William sorts the yellow ears from the red and when he has enough for a delivery brings what William calls “Butcher Gold” to the bakery. Because Evrim is fond of the flavor of this yellow variant, which Evrim has nicknamed “Blondie Butcher,” William is selecting seeds from the yellow off-type to breed a self-sustaining yellow strain.
In addition to selling the grain to Evrim, William also grows Bloody Butcher corn as a seed crop, available for purchase at Southern Exposure Seed Exchange and Common Wealth Seed Growers. The latter, a seed company and seed grower’s co-operative, is a venture William started in 2013 with three other farmers: Sapphire Miria and Edmund Frost of Twin Oaks Seed Farm and Debbie Piesen, manager of seed growing at Living Energy Farm. All of the seeds available in the Common Wealth Seed Growers’ catalog are heirloom, open-pollinated varieties, and all are grown in Virginia and by Virginia farmers. Offering “farmer-direct” seeds is utmost in the company’s mission (just as more and more consumers want to know the source of their food, many farmers want to know the source of the seeds they purchase).
Because Evrim had mentioned in passing that he thinks the yellow variant of Bloody Butcher tastes different from the red, yet in such a low-key way so as not to color my impressions, naturally I had to try cornbreads made with each side by side. He is absolutely right. Butcher Gold is a revelation: It has a bold, sunny, full-on “corn” taste, similar to yellow cornmeal, except that actually tastes like what you would hope yellow cornmeal would taste like, not the cardboard-tasting stuff that is now commonly available. The flavor of Bloody Butcher is all its own, a more restrained and subtle flavor that is entirely delicious.
If you’re too busy handing out candy on Halloween to make Bloody Butcher Cornbread, the Day of the Dead, when ancestors are remembered and celebrated, is equally fitting. Make a batch and, as you’re enjoying a slice hot out of the skillet, slathered in butter, think about the Virginia farmer, lost to time, who developed this heirloom seed that has been passed down through time to feed us gloriously well today.
Bloody Butcher Cornmeal at Sub Rosa Bakery
Bloody Butcher cornmeal is available for $6 a pound at Sub Rosa Bakery. It is milled to a medium-fine texture. Evrim is happy to mill cornmeal to specification, if a finer or coarser meal is desired. For special orders, he requires up to 48-hours advance notice. There is a 1-pound minimum for special orders. Cornmeal should be stored in an airtight container in a cool environment for up to a few months, or in the freezer for up to a year.
Sub Rosa Bakery
620 N 25th St, Richmond, VA
Tuesday–Friday: 7am – 6pm
Saturday & Sunday: 8am – 5pm
Note: No animals were butchered in making of the photo sequence at the top of this posting. Richmond’s very own KimKim sauce was used for the fake blood.
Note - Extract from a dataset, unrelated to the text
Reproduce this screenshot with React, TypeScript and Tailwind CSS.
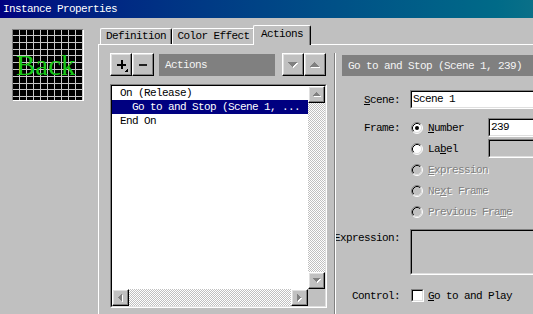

Recipe for Bloody Butcher Cornbread
2 tablespoons bacon fat
2 cups stone-ground Bloody Butcher cornmeal
1½ teaspoons baking powder
1 teaspoon salt
¼ teaspoon baking soda
1 large egg
1½ cups buttermilk or keifer
2 tablespoons neutral-flavored oil or melted (but not hot) unsalted butter
- Place an 8-inch cast-iron skillet in the oven and preheat the oven to 425°F. As soon as the oven has come to temperature, remove the skillet from the oven and place the bacon fat in it. Return the skillet to the oven to heat the bacon fat until it is smoking hot, about 5 minutes.
- In a large bowl, combine the cornmeal, baking powder, salt, and soda. Using a whisk, mix extremely well (do at least 18 turns around the bowl) and make a well in the center.
- In a separate bowl, beat the egg, then add the buttermilk and oil and stir to combine.
- When the skillet and bacon fat is good and hot, add the wet ingredients to the dry and stir together in a four or five deft strokes until the dry is just moistened.
- Carefully remove the skillet from the oven and very carefully tilt the skillet to make sure the sides are coated with the grease. Then pour most of the fat into the batter. Quickly stir the batter to combine and immediately pour the batter into the hot skillet. Smooth the top with a spatula and immediately put in the oven. Reduce the oven temperature to 400°F and bake until golden brown and crusty around the edges, about 30 minutes. Allow to cool for a few minutes, then turn out onto a cooling rack. Cut into wedges to serve. Makes an 8-inch cornbread.